← Intersection'15 Conference Berlin, April 28-30, 2015

Thomas Hütter Anja Riedelsheimer

Master Class

Closing gaps with the Jobs-to-be-done-framework

Thursday, April 30
15:15 – 16:45
Room 1

Thomas Hütter
Systems Designer, HERE Germany

Anja Riedelsheimer
User Experience Designer, HERE Germany


Brief

As part of a change in overall strategy of the 6000+ employee company HERE, the consumer product organization was tasked to reinvent itself. Multiple scrum teams with varying processes, practices and language were shuffled together to develop both product and platform. The core challenge has been to close gaps between business, marketing, design and engineering departments, grow a sustainable culture around user-centered design and catering for Design requirements end-2-end.

Preparation

Differences in practices, processes and language became a bottleneck quickly.

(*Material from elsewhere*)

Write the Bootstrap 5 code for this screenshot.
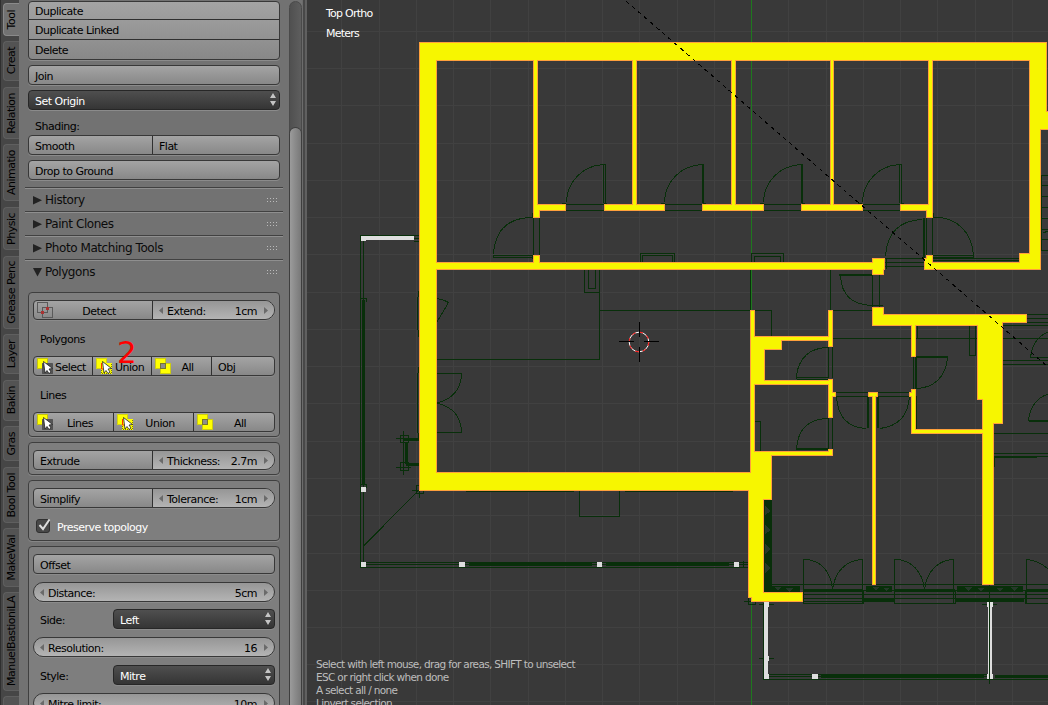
<!DOCTYPE html>
<html lang="en">
<head>
<meta charset="utf-8">
<meta name="viewport" content="width=device-width, initial-scale=1">
<title>Floor plan editor</title>
<link href="https://cdn.jsdelivr.net/npm/bootstrap@5.3.0/dist/css/bootstrap.min.css" rel="stylesheet">
<style>
body{font-family:"DejaVu Sans",sans-serif;font-size:11px;letter-spacing:-.5px;line-height:14px;color:#000;background:#393939}
.app{height:705px;width:1048px}
.tabcol{width:19px;background:#464646;padding:3px 0 0 2px;border-left:1px solid #2f2f2f;flex:none}
.tab{width:17px;border:1px solid #5f5f5f;border-right:0;border-radius:4px 0 0 4px;background:#535353;writing-mode:vertical-rl;flex:none}
.tab span{transform:rotate(180deg);white-space:nowrap;line-height:16px}
.tab.on{background:#727272;border-color:#8a8a8a}
.panel{width:270px;background:#727272;padding:1px 9px 0 9px;flex:none}
.edge{width:5px;background:linear-gradient(90deg,#6c6c6c 0 1px,#484848 1px 3px,#606060 3px);flex:none}
.scroller{width:13px;background:#727272;padding-top:1px;flex:none}
.track{height:760px;border:1px solid #4a4a4a;border-radius:7px;background:linear-gradient(90deg,#505050,#5e5e5e);padding-top:126px}
.thumb{height:640px;border-radius:6px;background:linear-gradient(90deg,#9b9b9b,#787878);box-shadow:0 0 0 1px #3e3e3e}
.ctl{height:20px;border:1px solid #383838;border-radius:4px;background:linear-gradient(#a4a4a4,#888);box-shadow:0 1px 0 #8b8b8b;overflow:hidden;flex:none}
.ctl>div{padding:4px 6px 0;position:relative;white-space:nowrap}
.ctl>div+div{border-left:1px solid #303030}
.stack{height:59px;flex-direction:column}
.stack>div{height:20px;flex:none}
.stack>div:first-child{height:17px;padding-top:3px}
.stack>div+div{border-left:0;border-top:1px solid #303030}
.drop{background:linear-gradient(#4f4f4f,#353535);color:#fff;border-color:#272727}
.drop svg{margin-top:-2px}
.num{background:linear-gradient(#969696,#b4b4b4)}
.num svg{margin-top:2px}
.num svg:last-child{margin-left:7px}
.endnum{border-radius:4px 10px 10px 4px}
.pill{border-radius:10px}
.lab{height:20px;padding:5px 7px 0;flex:none}
.head{height:24px;border-top:1px solid #414141;box-shadow:inset 0 1px 0 #8f8f8f;padding:1px 4px 0 8px;margin:0 -3px 0 -3px;font-size:12px;letter-spacing:-.43px;color:#0b0b0b;flex:none}
.head svg:first-child{margin-right:3px}
.group{border:1px solid #3f3f3f;border-radius:4px;background:#7e7e7e;padding:7px 4px 0;box-shadow:0 1px 0 #868686;flex:none}
.chk{width:14px;height:14px;border:1px solid #303030;border-radius:3px;background:#484848}
.ico{padding:0 3px!important}
.ico span{padding-top:4px}
.view{position:relative;width:741px;overflow:hidden;flex:none}
.hud{position:absolute;color:#fff;letter-spacing:-.75px}
.tips{color:#bdbdbd;line-height:13px;white-space:pre;font-size:10.5px;letter-spacing:-.65px}
.note{position:absolute;left:117px;top:334px;font-size:31px;line-height:36px;color:#f00;letter-spacing:0}
svg{display:block;flex:none}
</style>
<script src="https://cdn.jsdelivr.net/npm/bootstrap@5.3.0/dist/js/bootstrap.bundle.min.js"></script>
</head>
<body class="overflow-hidden">
<svg width="0" height="0" class="position-absolute"><defs>
<g id="i-all" shape-rendering="crispEdges"><path d="M0 0H11V5H16V16H5V11H0z" fill="#ff0"/><path d="M.5 .5H10.500V10.500H.5zM5.500 5.500H15.500V15.500H5.500z" fill="none" stroke="#9a9a20" stroke-opacity=".5"/><path d="M5.500 5.500H10.500V10.500H5.500z" fill="#8d8d8d" stroke="#77772a"/></g>
<g id="cur"><path d="M6.500 3.500L15.500 10.500L12 11L14 14L12 15.500L10 12.500L8 15z" fill="#fff" stroke="#222" stroke-width=".8"/></g>
<g id="i-sel"><path d="M5.500 5.500H15.500V15.500H5.500z" fill="#555" stroke="#333" stroke-dasharray="1 1"/><path d="M0 0H11V5H5V11H0z" fill="#ff0"/><path d="M.5 .5H10.500V5M.5 .5V10.500H5" fill="none" stroke="#85851c" stroke-opacity=".5"/><use href="#cur"/></g>
<g id="i-uni"><path d="M0 0H11V5H16V16H5V11H0z" fill="#ff0"/><path d="M.5 .5H10.500V5M.5 .5V10.500H5" fill="none" stroke="#b4b41c" stroke-opacity=".6"/><path d="M5.500 5v6h4" fill="none" stroke="#f30"/><path d="M15.500 6v9.500H5.500V11" fill="none" stroke="#77770c" stroke-dasharray="1 1"/><use href="#cur"/></g>
<g id="i-det" fill="none" shape-rendering="crispEdges"><path d="M.5 .5H10.500V10.500H.5zM5.500 5.500H15.500V15.500H5.500z" stroke="#5a5a5a"/><path d="M9 5h3v3h-3zM4 9h3v3h-3z" fill="#a33"/></g>
<path id="la" d="M4 0V7L0 3.500z" fill="#6a6a6a"/><path id="ra" d="M0 0V7L4 3.500z" fill="#6a6a6a"/>
<path id="ud" d="M3 0L6 5H0zM3 13L6 8H0z" fill="#c4c4c4"/>
<path id="grip" d="M0 1h1m2 0h1m2 0h1m2 0h1M0 4h1m2 0h1m2 0h1m2 0h1" stroke="#bbb" transform="translate(0,.5)"/>
<path id="walls" d="M420 43H436V490H420zM420 43H1046V60H420zM1030 43H1046V129H1030zM1030 112H1060V129H1030zM1030 112H1040V269H1030zM925 263H1040V269H925zM1020 254H1040V269H1020zM927 256H932V269H927zM925 259H932V269H925zM534 50H537V217H534zM534 205H539V217H534zM633 50H636V210H633zM732 50H735V210H732zM831 50H833V210H831zM929 50H932V217H929zM927 205H932V217H927zM534 205H565V210H534zM605 205H664V210H605zM703 205H763V210H703zM802 205H862V210H802zM901 205H932V210H901zM430 263H880V269H430zM873 259H884V269H873zM873 259H883V274H873zM534 256H539V265H534zM420 473H760V490H420zM751 311H754V480H751zM751 337H831V340H751zM751 337H781V349H751zM751 337H764V384H751zM751 381H830V384H751zM829 311H832V346H829zM829 380H832V417H829zM829 393H835V396H829zM751 452H832V455H751zM829 450H832V455H829zM751 452H771V499H751zM749 475H763V597H749zM752 593H802V601H752zM752 580H763V601H752zM873 308H883V325H873zM873 315H1002V325H873zM990 315H1026V322H990zM978 315H1002V399H978zM983 315H1002V423H983zM983 400H993V584H983zM912 320H915V350H912zM912 349H915V356H912zM912 390H915V433H912zM912 430H985V433H912zM910 393H915V396H910zM873 393H875V584H873zM869 393H877V396H869z"/>
</defs></svg>
<div class="app d-flex position-relative">
<nav class="tabcol d-flex flex-column overflow-hidden">
<div class="tab on d-flex align-items-center justify-content-center" style="height:33px;margin-bottom:5px"><span>Tool</span></div>
<div class="tab d-flex align-items-center justify-content-center" style="height:40px;margin-bottom:6px"><span>Creat</span></div>
<div class="tab d-flex align-items-center justify-content-center" style="height:52px;margin-bottom:5px"><span>Relation</span></div>
<div class="tab d-flex align-items-center justify-content-center" style="height:57px;margin-bottom:6px"><span>Animatio</span></div>
<div class="tab d-flex align-items-center justify-content-center" style="height:43px;margin-bottom:6px"><span>Physic</span></div>
<div class="tab d-flex align-items-center justify-content-center" style="height:73px;margin-bottom:5px"><span>Grease Penc</span></div>
<div class="tab d-flex align-items-center justify-content-center" style="height:40px;margin-bottom:6px"><span>Layer</span></div>
<div class="tab d-flex align-items-center justify-content-center" style="height:41px;margin-bottom:5px"><span>Bakin</span></div>
<div class="tab d-flex align-items-center justify-content-center" style="height:35px;margin-bottom:6px"><span>Gras</span></div>
<div class="tab d-flex align-items-center justify-content-center" style="height:56px;margin-bottom:5px"><span>Bool Tool</span></div>
<div class="tab d-flex align-items-center justify-content-center" style="height:59px;margin-bottom:5px"><span>MakeWal</span></div>
<div class="tab d-flex align-items-center justify-content-center" style="height:99px;margin-bottom:5px"><span>ManuelBastioniLA</span></div>
<div class="tab" style="height:40px"></div>
</nav>
<main class="panel d-flex flex-column overflow-hidden">
<div class="ctl stack d-flex"><div>Duplicate</div><div>Duplicate Linked</div><div>Delete</div></div>
<div class="ctl" style="margin-top:5px"><div>Join</div></div>
<div class="ctl drop" style="margin-top:5px"><div class="d-flex justify-content-between" style="padding-right:3px"><span>Set Origin</span><svg width="6" height="13"><use href="#ud"/></svg></div></div>
<div class="lab" style="margin-top:5px">Shading:</div>
<div class="ctl d-flex"><div style="width:123px">Smooth</div><div>Flat</div></div>
<div class="ctl" style="margin-top:5px"><div>Drop to Ground</div></div>
<div class="head d-flex align-items-center" style="margin-top:7px"><svg width="9" height="10"><path d="M0 1V9.500L9 5.200z" fill="#222"/></svg><span class="flex-grow-1">History</span><svg width="12" height="6"><use href="#grip"/></svg></div>
<div class="head d-flex align-items-center"><svg width="9" height="10"><path d="M0 1V9.500L9 5.200z" fill="#222"/></svg><span class="flex-grow-1">Paint Clones</span><svg width="12" height="6"><use href="#grip"/></svg></div>
<div class="head d-flex align-items-center"><svg width="9" height="10"><path d="M0 1V9.500L9 5.200z" fill="#222"/></svg><span class="flex-grow-1">Photo Matching Tools</span><svg width="12" height="6"><use href="#grip"/></svg></div>
<div class="head d-flex align-items-center"><svg width="9" height="10"><path d="M0 1H9L4.500 9.500z" fill="#222"/></svg><span class="flex-grow-1">Polygons</span><svg width="12" height="6"><use href="#grip"/></svg></div>
<section class="group" style="height:145px;margin-top:9px">
<div class="ctl endnum d-flex"><div class="ico d-flex" style="width:118px"><svg width="16" height="18"><use href="#i-det" y="1"/></svg><span class="flex-grow-1 text-center pe-1">Detect</span></div><div class="num flex-grow-1 d-flex"><svg width="8" height="8"><use href="#la"/></svg><span class="flex-grow-1">Extend:</span><span>1cm</span><svg width="4" height="8"><use href="#ra"/></svg></div></div>
<div class="lab" style="margin-top:8px">Polygons</div>
<div class="ctl d-flex" style="margin-top:8px"><div class="ico d-flex" style="width:58px"><svg width="17" height="18"><use href="#i-sel" y="1"/></svg><span style="padding-left:1px">Select</span></div><div class="ico d-flex" style="width:59px"><svg width="17" height="18"><use href="#i-uni" y="1"/></svg><span style="padding-left:2px">Union</span></div><div class="ico d-flex" style="width:60px"><svg width="16" height="18"><use href="#i-all" y="1"/></svg><span class="flex-grow-1 text-center pe-1">All</span></div><div>Obj</div></div>
<div class="lab" style="margin-top:8px">Lines</div>
<div class="ctl d-flex" style="margin-top:8px"><div class="ico d-flex" style="width:79px"><svg width="17" height="18"><use href="#i-sel" y="1"/></svg><span class="flex-grow-1 text-center pe-1">Lines</span></div><div class="ico d-flex" style="width:80px"><svg width="17" height="18"><use href="#i-uni" y="1"/></svg><span class="flex-grow-1 text-center pe-1">Union</span></div><div class="ico d-flex flex-grow-1"><svg width="16" height="18"><use href="#i-all" y="1"/></svg><span class="flex-grow-1 text-center pe-1">All</span></div></div>
</section>
<section class="group" style="height:33px;margin-top:5px">
<div class="ctl endnum d-flex"><div style="width:118px">Extrude</div><div class="num flex-grow-1 d-flex"><svg width="8" height="8"><use href="#la"/></svg><span class="flex-grow-1">Thickness:</span><span>2.7m</span><svg width="4" height="8"><use href="#ra"/></svg></div></div>
</section>
<section class="group" style="height:61px;margin-top:5px">
<div class="ctl endnum d-flex"><div style="width:118px">Simplify</div><div class="num flex-grow-1 d-flex"><svg width="8" height="8"><use href="#la"/></svg><span class="flex-grow-1">Tolerance:</span><span>1cm</span><svg width="4" height="8"><use href="#ra"/></svg></div></div>
<div class="d-flex text-white" style="margin:11px 0 0 3px"><span class="chk"><svg width="14" height="12" overflow="visible"><path d="M2.500 5L6 9L12.500 -.5" fill="none" stroke="#ddd" stroke-width="2"/></svg></span><span style="margin:2px 0 0 7px">Preserve topology</span></div>
</section>
<section class="group" style="height:220px;margin-top:5px">
<div class="ctl"><div>Offset</div></div>
<div class="ctl num pill" style="margin-top:8px"><div class="d-flex"><svg width="8" height="8"><use href="#la"/></svg><span class="flex-grow-1">Distance:</span><span>5cm</span><svg width="4" height="8"><use href="#ra"/></svg></div></div>
<div class="d-flex" style="margin-top:7px"><div class="lab" style="width:80px">Side:</div><div class="ctl drop flex-grow-1"><div class="d-flex justify-content-between" style="padding-right:3px"><span>Left</span><svg width="6" height="13"><use href="#ud"/></svg></div></div></div>
<div class="ctl num pill" style="margin-top:8px"><div class="d-flex"><svg width="8" height="8"><use href="#la"/></svg><span class="flex-grow-1">Resolution:</span><span>16</span><svg width="4" height="8"><use href="#ra"/></svg></div></div>
<div class="d-flex" style="margin-top:8px"><div class="lab" style="width:80px">Style:</div><div class="ctl drop flex-grow-1"><div class="d-flex justify-content-between" style="padding-right:3px"><span>Mitre</span><svg width="6" height="13"><use href="#ud"/></svg></div></div></div>
<div class="ctl num pill" style="margin-top:8px"><div class="d-flex"><svg width="8" height="8"><use href="#la"/></svg><span class="flex-grow-1">Mitre limit:</span><span>10m</span><svg width="4" height="8"><use href="#ra"/></svg></div></div>
</section>
</main>
<div class="scroller overflow-hidden"><div class="track"><div class="thumb"></div></div></div>
<div class="edge"></div>
<div class="view">
<svg width="741" height="705" viewBox="307 0 741 705" shape-rendering="crispEdges" fill="none">
<!-- grid -->
<path stroke="#414141" d="M341.500 0V705M379.500 0V705M416.500 0V705M453.500 0V705M490.500 0V705M528.500 0V705M565.500 0V705M602.500 0V705M639.500 0V705M677.500 0V705M714.500 0V705M788.500 0V705M826.500 0V705M863.500 0V705M900.500 0V705M937.500 0V705M975.500 0V705M1012.500 0V705M307 31.500H1048M307 68.500H1048M307 105.500H1048M307 143.500H1048M307 180.500H1048M307 217.500H1048M307 254.500H1048M307 292.500H1048M307 329.500H1048M307 366.500H1048M307 403.500H1048M307 441.500H1048M307 478.500H1048M307 515.500H1048M307 553.500H1048M307 590.500H1048M307 627.500H1048M307 664.500H1048M307 701.500H1048"/>
<path d="M751.500 0V705" stroke="#1e781e"/>
<g stroke="#082f0a">
<!-- terrace on the left -->
<path d="M419 235.500H360.500V567.500H749M363.500 240V562M366 562.500H749M366 564.500H749M414 238.500H419M414 241.500H419M363.500 546L418 491"/>
<path d="M363.500 300V484" stroke-width="3"/><path d="M469 564.500H592M606 564.500H729" stroke-width="3"/><path d="M361 298.500h5v3M361 484.500h5v3M743.500 561v7"/>
<path d="M579.500 491V516.500H619.500V491M466 491.500H574M625 491.500H733"/>
<!-- west doors and stair marks -->
<path d="M418.500 291V297M417.500 297V330M418.500 330V337M418.500 367V373M417.500 373V433M418.500 433V438M437 298.500Q443 299 448.500 302.500L437 322M437 359.500H599.500V270M437 373.500H461.500Q461 397 437 403Q461 409 461.500 432.500H437"/>
<path d="M403.500 431V475M396 438.500H411M396 467.500H411M400.500 435.500h8v7h-8zM400.500 462.500h8v8h-8zM412 490.500h10M419.500 486v12M416.500 485.500h7v8h-7z"/><path d="M404 439.500H419M406 442V464M406 464.500H419" stroke-width="3"/>
<!-- fixtures -->
<path d="M584.500 270V292.500H599.500M588.500 270V288.500H595.500V270M640.500 262V253.500H674.500V262M642.500 262V255.500H672.500V262M751.500 262V253.500H783.500V262M754.500 262V256.500H780.500V262M599 310.500H751M750.500 270V310M754 310.500H771.500V336M830.500 270V310M833 310.500H872M833 338.500H978M754 421.500H760.500V452"/>
<!-- upper room doors -->
<path d="M566 204.500H604M566 210.500H604M603.500 203V164.500H605.500V203M562 203.500H566M604 203.500H607M566.500 202A39 38 0 0 1 603 164.500"/>
<path d="M665 204.500H703M665 210.500H703M702.500 164V203M703.500 164V203M661 203.500H665M703 203.500H706M664.500 202A39 38 0 0 1 702 164.500M764 204.500H802M764 210.500H802M801.500 164V203M802.500 164V203M760 203.500H764M802 203.500H805M763.500 202A39 38 0 0 1 801 164.500M863 204.500H900M863 210.500H900M899.500 203V164.500H901.500V203M858 203.500H862M901 203.500H904M862.500 202A39 38 0 0 1 899 164.500"/>
<path d="M533.500 218V255M539.500 218V255M532.500 213V218M532 257.500H493.500V255.500H532V259M493.500 254Q496 218 532 217.500"/>
<path d="M926.500 218V255M932.500 218V255M933 217.500C956 216 972 232 973.500 255.500H933M933 257.500H973.500V254M885.500 256Q888 221 922 219.500M923.500 218V258M924.500 218V258M885 258.500H924M885 262.500H924M885 266.500H924M886.500 258V269M933 258.500H1019M933 260.500H1019M933.500 213V218"/>
<!-- hall doors -->
<path d="M839 274.500H872M839 275.500H872M840.500 276Q842 304 871 305.500M872.500 275V307M879.500 275V307M870 305.500H883"/>
<path d="M828.500 347V378M832.500 347V378M796.500 379V375Q801 348 828 347.500M796 377.500H828M797 379.500H828M828.500 418V449M832.500 418V449M796.500 448Q799 419 828 418.500M796 448.500H828M796 449.500H828"/>
<path d="M836 392.500H868M836 396.500H868M878 392.500H909M878 396.500H909M836.500 396Q838 427 866 428.500M867.500 397V428M868.500 397V428M877.500 397V428M878.500 397V428M880 428.500Q908 425 909.500 396"/>
<path d="M913.500 357V389M915.500 357V389M916.500 357V389M916 356.500H947.500M916 357.500H947.500C946 377 934 388 916 388.500M969.500 326V355.500H976M975.500 326V355M917.500 326V338M916.500 396V430"/>
<!-- right side -->
<path d="M1041.500 175V250.500H1048M1042 175.500H1048M1042 185.500H1048M1042 196.500H1048M1042 207.500H1048M1042 218.500H1048M1042 229.500H1048M1042 239.500H1048M1043 233L1048 231M1027 314.500H1048M1027 318.500H1048M1027 322.500H1048M1003 325.500H1048M1003 338.500H1048M1003 360.500H1048M1003 364.500H1048M1048 332Q1033 338 1030.500 357.500H1048M1048 394Q1031 400 1028.500 420.500H1048M1029 421.500H1048M994 433.500H1048M994 453.500H1048M994 457.500H1037M994 456.500H1048M994.500 456V467"/>
<!-- south windows -->
<path d="M766 584.500H1048M803 590.500H1048M803 594.500H1048M803 598.500H1048M803 601.500H863M803 603.500H863M894 603.500H955M1025 603.500H1048M803.500 559V604M862.500 559V604M894.500 559V604M953.500 559V604M1026.500 559V604M863.500 590V604M955.500 590V604M1025.500 590V604"/>
<path d="M803.500 559.500C820 559 832 572 832.500 591C834 572 846 560 862.500 559.500M894.500 559.500C911 559 923 572 924.500 590C926 572 938 560 953.500 559.500M1026.500 559.500Q1038 560 1048 569"/>
<path d="M803 590.500H863M894 590.500H955M1026 590.500H1048M864 600.500H894M956 600.500H1024" stroke-width="3"/>
<!-- lower balcony -->
<path d="M763.500 603V679.500H1048M769 674.500H988M769 676.500H988M989.500 585V684M759 604.500H774M759 658.500H774M982 604.500H997M744 601.500H751M748.500 597v7h7v-6"/>
<path d="M821 676.500H984M995 676.500H1048" stroke-width="3"/>
</g>
<path d="M764 500H772V592H764zM771 586H800V592H771zM866 586H892V592H866zM957 586H1023V592H957z" fill="#082f0a"/>
<path d="M765 506l6 5-6 4zM765 525l6 5-6 4zM765 544l6 5-6 5zM765 563l6 5-6 5zM775 587h6l-3 4zM786 588h7l-4 4zM872 587h7l-3 4zM883 588h6l-3 3zM964 587h8l-4 4zM977 588h7l-3 3zM996 588h7l-3 3zM1010 587h8l-4 4z" fill="#26382a"/>
<!-- posts and railings -->
<path d="M361 236H414V240H366V241H361zM361 487h5v5h-5zM361 562h5v5h-5zM459 562h6v5h-6zM597 562h5v5h-5zM734 562h5v5h-5zM764 602H769V607H768V656H769V661H768V674H769V679H764zM812 674h6v5h-6zM987 602H989V679H987V674H988V607H987zM990 602H993V607H992V674H993V679H990z" fill="#dedede"/>
<!-- walls: outline first, then the solid body over it -->
<use href="#walls" stroke="#ffa03c" stroke-width="2"/>
<use href="#walls" fill="#f7f600"/>
<path d="M626 1L1048 367" stroke="#000" stroke-dasharray="4 4"/>
<!-- 3D cursor -->
<circle cx="639" cy="342" r="9.800" stroke="#fff" shape-rendering="auto"/><circle cx="639" cy="342" r="9.800" stroke="#f00" stroke-dasharray="3.850 3.850" shape-rendering="auto"/>
<path d="M619 341.500H634M644 341.500H659M639.500 322V337M639.500 347V362" stroke="#000"/>
</svg>
<div class="hud" style="left:19px;top:4px;line-height:20px">Top Ortho<br>Meters</div>
<div class="hud tips" style="left:9px;top:658px">Select with left mouse, drag for areas, SHIFT to unselect
ESC or right click when done
A select all / none
I invert selection</div>
</div>
<div class="note">2</div>
</div>
</body>
</html>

As Designers in a horizontal group we had the luxury to observe the organization and its systems, analyze and identify the antipatterns and propose a comprehensive framework tailored to the specific environment. We drove our analysis bottom up starting where problems were the most visible and worked backward along the product development timeline and upward through organizational hierarchies. This involved hands-on activities to reflect user stories in information architectures as well as following user research studies that informed the initial product brief. What appeared as a communication issue amongst engineering- and design groups in the beginning was later found to be true amongst all involved departments. It was apparent for us that what was essentially missing was an overarching dialog catalyzer spanning across portfolio management, product definition, product development and product validation.

Concept

Informed by Clay Christensen's theories as well as other subsequent concepts from the design community we developed the "Job-to-be-done Framework". At its core, it provides a set of modular building blocks that can be combined to formulate coherences between departments. It is more than a simple design tool, as it extends to the pre-design, product definition, development and qualitative & quantitative research as a golden thread. The framework ultimately fosters an outcome driven dialog in a large group of people and their departments to help reach a common understanding of the problems they are trying to solve, how to tackle those problems together and learn from the implementation. Problem hypothesizes are based on “the jobs that users need to get done” and presented in a specific structure: When "I Want" So I Can. In changing situations, users have changing goals that influence their needs. Business objectives and propositions can be hooked into these building blocks connecting the hypothesizes to the organizational strategy. Feature descriptions and performance metrics can be connected to tie everyday tasks to the proposition.

Impact

The "Jobs-to-be-done Framework" has vastly contributed to the setup of a new ecosystem in product development that leveraged collaborative dialog in distributed teams, tied big innovation to production and generated new roles in design and new techniques in various units such as product management and user research. To change culture we had to implement the framework bottom-up by conducting iterative workshops and being proactive in everyday consulting. Over the timespan of about 1 year we had implemented the framework in collaboration as an interactive and applied tool in which all the involved groups would input information and receive value. Impact wasn't explicitly measured.